**Request:** Find the string "React" in the data, then copy every line where it is found.

**Data shown:**
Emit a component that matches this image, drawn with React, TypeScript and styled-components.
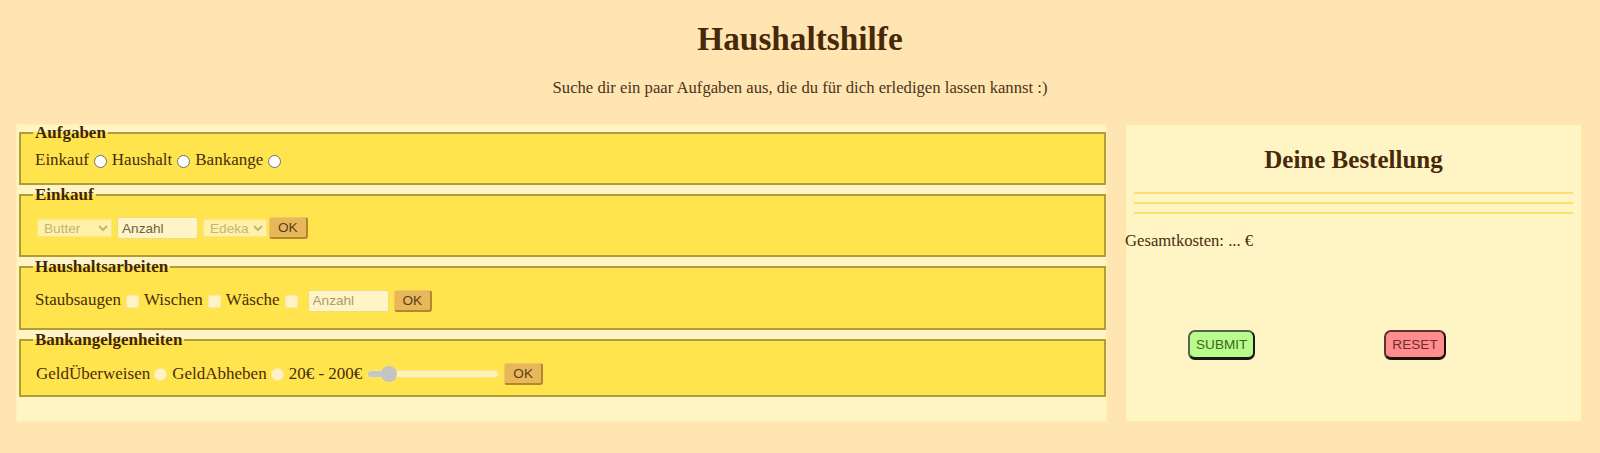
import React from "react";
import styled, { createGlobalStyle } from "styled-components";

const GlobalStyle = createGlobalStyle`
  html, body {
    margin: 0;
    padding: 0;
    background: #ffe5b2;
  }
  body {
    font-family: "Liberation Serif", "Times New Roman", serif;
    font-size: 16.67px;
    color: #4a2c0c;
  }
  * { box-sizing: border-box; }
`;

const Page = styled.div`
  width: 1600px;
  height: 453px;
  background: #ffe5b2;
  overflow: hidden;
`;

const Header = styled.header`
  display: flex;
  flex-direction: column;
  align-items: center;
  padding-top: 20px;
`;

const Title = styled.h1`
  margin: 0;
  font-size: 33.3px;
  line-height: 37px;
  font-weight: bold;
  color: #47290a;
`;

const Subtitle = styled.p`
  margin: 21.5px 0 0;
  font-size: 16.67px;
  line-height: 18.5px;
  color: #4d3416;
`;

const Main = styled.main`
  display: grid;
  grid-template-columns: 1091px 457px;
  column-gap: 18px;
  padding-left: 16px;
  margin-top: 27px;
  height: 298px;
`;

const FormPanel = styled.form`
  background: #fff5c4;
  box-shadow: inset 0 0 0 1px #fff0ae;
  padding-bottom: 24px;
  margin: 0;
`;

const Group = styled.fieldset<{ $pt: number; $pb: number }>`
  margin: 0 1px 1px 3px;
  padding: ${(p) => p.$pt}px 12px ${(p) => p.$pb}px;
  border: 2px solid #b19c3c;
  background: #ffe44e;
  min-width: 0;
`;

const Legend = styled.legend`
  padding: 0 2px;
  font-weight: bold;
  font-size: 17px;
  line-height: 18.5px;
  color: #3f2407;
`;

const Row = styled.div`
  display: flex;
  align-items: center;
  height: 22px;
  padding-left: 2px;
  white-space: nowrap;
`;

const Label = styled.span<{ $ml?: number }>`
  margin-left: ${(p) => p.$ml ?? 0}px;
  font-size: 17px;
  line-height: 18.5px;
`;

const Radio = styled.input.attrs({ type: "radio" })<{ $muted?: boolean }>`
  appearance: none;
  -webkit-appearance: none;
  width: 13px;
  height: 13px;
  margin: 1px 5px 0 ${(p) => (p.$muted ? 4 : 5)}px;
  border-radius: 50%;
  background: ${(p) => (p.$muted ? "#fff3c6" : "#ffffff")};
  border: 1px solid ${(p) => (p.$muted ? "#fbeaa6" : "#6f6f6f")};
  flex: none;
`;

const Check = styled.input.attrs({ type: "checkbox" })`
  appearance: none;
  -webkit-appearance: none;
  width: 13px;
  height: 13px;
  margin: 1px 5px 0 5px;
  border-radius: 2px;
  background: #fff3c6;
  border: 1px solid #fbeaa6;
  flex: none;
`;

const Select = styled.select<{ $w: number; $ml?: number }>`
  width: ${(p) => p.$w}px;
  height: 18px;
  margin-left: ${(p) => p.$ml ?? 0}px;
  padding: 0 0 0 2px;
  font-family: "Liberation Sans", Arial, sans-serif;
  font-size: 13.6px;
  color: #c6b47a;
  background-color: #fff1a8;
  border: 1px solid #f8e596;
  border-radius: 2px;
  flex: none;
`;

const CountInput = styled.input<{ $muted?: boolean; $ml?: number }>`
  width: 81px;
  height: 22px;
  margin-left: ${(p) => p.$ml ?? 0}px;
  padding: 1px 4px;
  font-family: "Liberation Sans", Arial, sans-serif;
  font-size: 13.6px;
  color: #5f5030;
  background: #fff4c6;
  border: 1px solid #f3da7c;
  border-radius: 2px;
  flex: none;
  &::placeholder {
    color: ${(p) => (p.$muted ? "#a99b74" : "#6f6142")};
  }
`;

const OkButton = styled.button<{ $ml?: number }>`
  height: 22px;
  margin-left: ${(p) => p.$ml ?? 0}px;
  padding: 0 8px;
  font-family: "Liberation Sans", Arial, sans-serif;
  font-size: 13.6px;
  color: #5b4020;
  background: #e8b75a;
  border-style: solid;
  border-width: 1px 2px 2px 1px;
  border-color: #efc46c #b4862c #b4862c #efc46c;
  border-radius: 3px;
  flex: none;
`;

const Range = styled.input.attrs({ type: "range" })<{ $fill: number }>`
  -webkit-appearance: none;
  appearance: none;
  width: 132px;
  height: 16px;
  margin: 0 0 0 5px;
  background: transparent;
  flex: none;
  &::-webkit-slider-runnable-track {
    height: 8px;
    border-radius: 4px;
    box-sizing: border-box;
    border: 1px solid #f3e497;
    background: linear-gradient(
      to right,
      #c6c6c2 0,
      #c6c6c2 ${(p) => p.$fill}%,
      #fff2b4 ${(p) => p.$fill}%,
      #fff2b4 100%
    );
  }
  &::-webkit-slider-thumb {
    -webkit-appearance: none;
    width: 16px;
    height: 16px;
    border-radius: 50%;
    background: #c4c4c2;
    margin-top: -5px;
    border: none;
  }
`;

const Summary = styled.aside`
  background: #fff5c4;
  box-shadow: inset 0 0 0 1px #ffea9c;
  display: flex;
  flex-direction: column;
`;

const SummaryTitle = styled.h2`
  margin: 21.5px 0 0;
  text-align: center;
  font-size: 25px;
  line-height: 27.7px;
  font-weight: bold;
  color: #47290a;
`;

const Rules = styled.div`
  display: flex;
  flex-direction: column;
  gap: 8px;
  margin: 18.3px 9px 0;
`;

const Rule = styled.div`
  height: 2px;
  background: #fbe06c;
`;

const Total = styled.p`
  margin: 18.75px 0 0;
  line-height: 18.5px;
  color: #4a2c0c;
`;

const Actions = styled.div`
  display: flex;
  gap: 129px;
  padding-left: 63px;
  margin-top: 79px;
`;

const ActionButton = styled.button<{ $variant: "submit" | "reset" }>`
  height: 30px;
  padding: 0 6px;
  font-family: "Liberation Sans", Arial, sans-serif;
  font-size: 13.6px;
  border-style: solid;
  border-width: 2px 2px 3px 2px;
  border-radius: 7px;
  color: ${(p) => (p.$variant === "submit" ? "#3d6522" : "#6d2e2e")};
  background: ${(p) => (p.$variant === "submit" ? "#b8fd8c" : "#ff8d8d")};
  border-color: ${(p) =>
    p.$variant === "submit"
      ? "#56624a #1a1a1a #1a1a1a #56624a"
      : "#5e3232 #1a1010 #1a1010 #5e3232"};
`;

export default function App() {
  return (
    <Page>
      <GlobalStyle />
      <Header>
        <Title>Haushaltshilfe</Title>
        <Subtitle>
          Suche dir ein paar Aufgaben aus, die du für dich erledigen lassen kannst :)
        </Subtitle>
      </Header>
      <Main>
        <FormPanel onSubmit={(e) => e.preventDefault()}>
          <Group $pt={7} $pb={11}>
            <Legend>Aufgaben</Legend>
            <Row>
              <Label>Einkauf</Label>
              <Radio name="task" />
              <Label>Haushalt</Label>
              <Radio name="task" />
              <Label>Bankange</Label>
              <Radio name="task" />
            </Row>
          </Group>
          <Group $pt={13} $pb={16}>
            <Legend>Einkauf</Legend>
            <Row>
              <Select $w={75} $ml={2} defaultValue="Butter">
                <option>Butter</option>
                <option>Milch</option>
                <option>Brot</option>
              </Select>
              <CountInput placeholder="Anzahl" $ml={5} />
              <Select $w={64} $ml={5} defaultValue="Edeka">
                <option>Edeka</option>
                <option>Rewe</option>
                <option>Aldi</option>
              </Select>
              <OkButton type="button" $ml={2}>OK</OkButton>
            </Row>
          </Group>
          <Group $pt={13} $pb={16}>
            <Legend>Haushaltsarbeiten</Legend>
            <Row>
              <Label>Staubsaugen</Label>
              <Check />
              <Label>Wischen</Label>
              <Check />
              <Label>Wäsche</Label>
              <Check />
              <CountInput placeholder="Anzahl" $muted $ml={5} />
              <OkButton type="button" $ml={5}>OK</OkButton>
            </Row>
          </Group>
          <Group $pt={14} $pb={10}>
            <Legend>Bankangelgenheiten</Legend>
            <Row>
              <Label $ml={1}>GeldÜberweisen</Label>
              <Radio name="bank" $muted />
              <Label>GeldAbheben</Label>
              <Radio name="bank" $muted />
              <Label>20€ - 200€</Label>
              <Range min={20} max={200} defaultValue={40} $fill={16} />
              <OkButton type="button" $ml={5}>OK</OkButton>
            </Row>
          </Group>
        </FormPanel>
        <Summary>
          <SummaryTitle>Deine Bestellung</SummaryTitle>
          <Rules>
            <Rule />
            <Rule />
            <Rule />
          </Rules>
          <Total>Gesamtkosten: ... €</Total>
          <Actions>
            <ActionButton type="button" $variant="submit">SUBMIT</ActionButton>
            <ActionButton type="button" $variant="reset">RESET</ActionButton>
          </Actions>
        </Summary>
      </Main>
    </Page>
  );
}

**Solved exercise:**
Emit a component that matches this image, drawn with React, TypeScript and styled-components.
import React from "react";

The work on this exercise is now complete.